2 of 3 people found the following review helpful
I think I started reading the Alice books about ten years ago and I've really enjoyed them (I think my favorite is Alice In-Between, where they go to Chicago) and I even got my sister to read them (she likes Alice in Lace due to the abundance of Patrick and Alice). I was younger than Alice but now am quite bit older (it's the summer before her senior year in high school in this book).
So I was very excited to read the next installment but this one unfortunately left me feeling...meh. I don't think that's a word but that's how I felt. It wasn't a difficult read and I did want to know what was going on for Alice but there was nothing exactly exciting.
First is Carol's wedding and Alice getting to be with Patrick. I really like Carol and I've always been a fan of Alice/Patrick so I liked these scenes. Then there is the summer hanging out with Liz, Pamela, and Gwen. And in the end, one of her friends dies. This was sad but it didn't have that much of an impact on me.

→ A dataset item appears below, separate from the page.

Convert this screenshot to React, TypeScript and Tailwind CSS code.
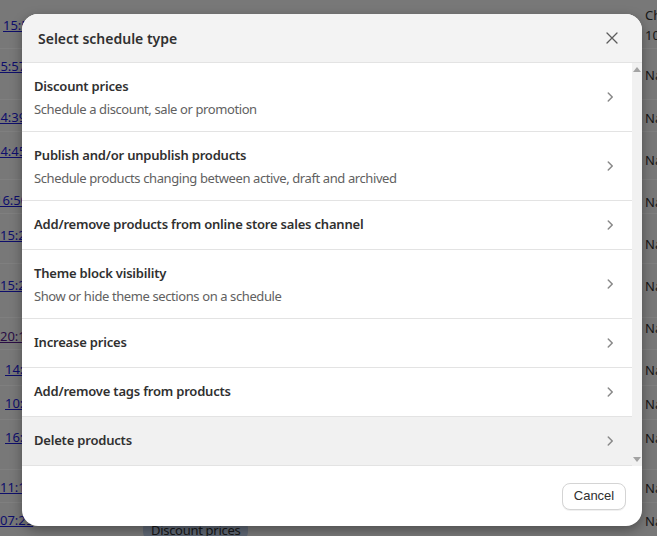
import React from "react";

type PageRow = {
  cls: string;
  time: string;
  timeCls: string;
  visited?: boolean;
  rightCls: string;
  right: string[];
  badge?: boolean;
};

const pageRows: PageRow[] = [
  { cls: "h-[49px]", time: "15:58", timeCls: "pt-[16px] ml-[3px]", rightCls: "pt-[5px]", right: ["Ch", "10"] },
  { cls: "h-[51px]", time: "15:57", timeCls: "pt-[8px] ml-[-7px]", rightCls: "pt-[16px]", right: ["Na"] },
  { cls: "h-[32px]", time: "14:39", timeCls: "pt-[8px] ml-[-7px]", rightCls: "pt-[8px]", right: ["Na"] },
  { cls: "h-[48px]", time: "14:45", timeCls: "pt-[10px] ml-[-7px]", rightCls: "pt-[18px]", right: ["Na"] },
  { cls: "h-[34px]", time: "16:50", timeCls: "pt-[11px] ml-[-5px]", rightCls: "pt-[12px]", right: ["Na"] },
  { cls: "h-[50px]", time: "15:21", timeCls: "pt-[12px] ml-0", rightCls: "pt-[20px]", right: ["Na"] },
  { cls: "h-[54px]", time: "15:22", timeCls: "pt-[12px] ml-0", rightCls: "pt-[12px]", right: ["Na"] },
  { cls: "h-[32px]", time: "20:14", timeCls: "pt-[9px] ml-0", visited: true, rightCls: "pt-0", right: ["Na"] },
  { cls: "h-[36px]", time: "14:44", timeCls: "pt-[10px] ml-[5px]", rightCls: "pt-[10px]", right: ["Na"] },
  { cls: "h-[34px]", time: "10:52", timeCls: "pt-[8px] ml-[5px]", rightCls: "pt-[8px]", right: ["Na"] },
  { cls: "h-[50px]", time: "16:08", timeCls: "pt-[8px] ml-[5px]", rightCls: "pt-[8px]", right: ["Na"] },
  { cls: "h-[33px]", time: "11:13", timeCls: "pt-[8px] ml-0", rightCls: "pt-[8px]", right: ["Na"] },
  { cls: "h-[40px]", time: "07:29", timeCls: "pt-[8px] ml-0", rightCls: "pt-[8px]", right: ["Na"], badge: true },
];

type ScheduleType = { title: string; desc?: string; active?: boolean };

const scheduleTypes: ScheduleType[] = [
  { title: "Discount prices", desc: "Schedule a discount, sale or promotion" },
  { title: "Publish and/or unpublish products", desc: "Schedule products changing between active, draft and archived" },
  { title: "Add/remove products from online store sales channel" },
  { title: "Theme block visibility", desc: "Show or hide theme sections on a schedule" },
  { title: "Increase prices" },
  { title: "Add/remove tags from products" },
  { title: "Delete products", active: true },
];

function ChevronRight() {
  return (
    <svg viewBox="0 0 20 20" className="h-5 w-5 shrink-0 fill-[#8a8a8a]">
      <path d="M7.72 14.53a.75.75 0 0 1 0-1.06l3.47-3.47-3.47-3.47a.75.75 0 0 1 1.06-1.06l4 4a.75.75 0 0 1 0 1.06l-4 4a.75.75 0 0 1-1.06 0Z" />
    </svg>
  );
}

function CloseIcon() {
  return (
    <svg viewBox="0 0 12 12" className="h-3 w-3" fill="none" stroke="#5c5c5c" strokeWidth="1.3" strokeLinecap="round">
      <path d="M1 1 L11 11 M11 1 L1 11" />
    </svg>
  );
}

function ScrollTrack() {
  return (
    <div className="flex w-[10px] shrink-0 flex-col items-center justify-between bg-[#f1f1f1] py-[4px]">
      <svg viewBox="0 0 8 5" className="h-[5px] w-[8px] fill-[#a3a3a3]">
        <path d="M4 0 L8 5 L0 5 Z" />
      </svg>
      <svg viewBox="0 0 8 5" className="h-[5px] w-[8px] fill-[#a3a3a3]">
        <path d="M0 0 L8 0 L4 5 Z" />
      </svg>
    </div>
  );
}

export default function App() {
  return (
    <div className="relative h-[536px] w-full overflow-hidden bg-[#f0f0f0] font-['Noto_Sans',sans-serif] text-[13px]">
      {/* page behind the dialog */}
      <div className="flex flex-col">
        {pageRows.map((r, i) => (
          <div key={i} className={`flex shrink-0 border-b border-white ${r.cls}`}>
            <div className="w-[143px] shrink-0 overflow-hidden whitespace-nowrap leading-[18px]">
              <div className={r.timeCls}>
                <span className={r.visited ? "text-[#551a8b] underline" : "text-[#1c1cd8] underline"}>{r.time}</span>
              </div>
            </div>
            <div className="flex-1">
              {r.badge && (
                <div className="pt-[17px]">
                  <span className="inline-block rounded-lg bg-[#bccde6] px-2 leading-[20px] tracking-[-0.3px] text-[#303030]">
                    Discount prices
                  </span>
                </div>
              )}
            </div>
            <div className={`w-[12px] shrink-0 overflow-hidden whitespace-nowrap leading-5 text-[#303030] ${r.rightCls}`}>
              {r.right.map((t) => (
                <div key={t}>{t}</div>
              ))}
            </div>
          </div>
        ))}
      </div>

      {/* dim layer */}
      <div className="absolute inset-0 bg-black/50" />

      {/* dialog */}
      <div className="absolute left-[22px] top-[14px] flex h-[512px] w-[620px] flex-col overflow-hidden rounded-2xl bg-white shadow-[0_4px_12px_rgba(0,0,0,0.35)]">
        <div className="flex h-[49px] shrink-0 items-center justify-between border-b border-[#e3e3e3] bg-[#f3f3f3] pl-4 pr-6">
          <h2 className="text-[14px] font-semibold text-[#303030]">Select schedule type</h2>
          <button className="flex h-3 w-3 items-center justify-center">
            <CloseIcon />
          </button>
        </div>

        <div className="flex min-h-0 flex-1">
          <div className="flex flex-1 flex-col">
            {scheduleTypes.map((t) => (
              <div
                key={t.title}
                className={`flex items-center border-b border-[#e3e3e3] pl-3 pr-3 ${t.active ? "bg-[#f1f1f1]" : "bg-white"} ${t.desc ? "h-[69px]" : "h-[49px]"}`}
              >
                <div className={t.desc ? "flex-1" : "mb-[3px] flex-1"}>
                  <div className="font-semibold leading-5 tracking-[-0.2px] text-[#303030]">{t.title}</div>
                  {t.desc && <div className="mt-[3px] leading-5 tracking-[-0.4px] text-[#616161]">{t.desc}</div>}
                </div>
                <ChevronRight />
              </div>
            ))}
          </div>
          <ScrollTrack />
        </div>

        <div className="flex h-[60px] shrink-0 items-center justify-end px-4">
          <button className="h-[27px] w-[64px] rounded-lg border border-[#d4d4d4] bg-white font-['Liberation_Sans',sans-serif] text-[13px] text-[#303030] shadow-[0_1px_0_rgba(0,0,0,0.06)]">
            Cancel
          </button>
        </div>
      </div>
    </div>
  );
}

Overall: I would call this just average and I may have lifted the grade a bit higher than I really felt due to my fondness for the characters. I will probably still continue to read the Alice books but I really hope they improve. I would rate this 2.5 but I bumped it up to 3 due to Amazon's system.
on August 13, 2009
I have been reading Alice books since Mrs. Naylor came out with the Agony of Alice 20 years ago. This installment in the life of Alice McKinley did not disappoint me.
Alice and the gang do not really have much planned for the summer between their junior and senior year of high school, but some experiences that they go through make them grow up really fast.
Alice goes to Chicago for her cousins wedding and meets up with Patrick. She wants the meeting to be special and they experience something very adult.
Afterwords Alice and the gang help out in a soup kitchen and get into some philosophical issues about God and religion with one of the other people volunteering.
Then Alice Liz Pam and another of their friends stay over at Lester's house while he is off bike riding in Utah when something unexpected happens that changes everything.
This book is probably more grown up than some of the other books in the Alice series and has explicate language and situations that might not be appropriate for younger Alice fans, over all a very good book though.
on August 26, 2009
All of the "Alice" books are always a delight! This series should be on every pre-teen and teen's "must read" list. PRNaylor writes about girls in such a knowledgeable and straight-forward manner, and covers all the big things (and little things) that girls wonder about and can experience through Alice, and then make up their own minds. She presents situations which all girls face, and then presents solutions which may, or may not, fit what one might do, but are always in keeping with the characters involved. I discovered this series by accident (I am a grandmother of 4), and when I started my oldest granddaughter on this series, she said to me, "Grandma, Alice is my best friend!!" and I knew what she meant exactly. Should be on the shelves of every Middle and High School Library!!!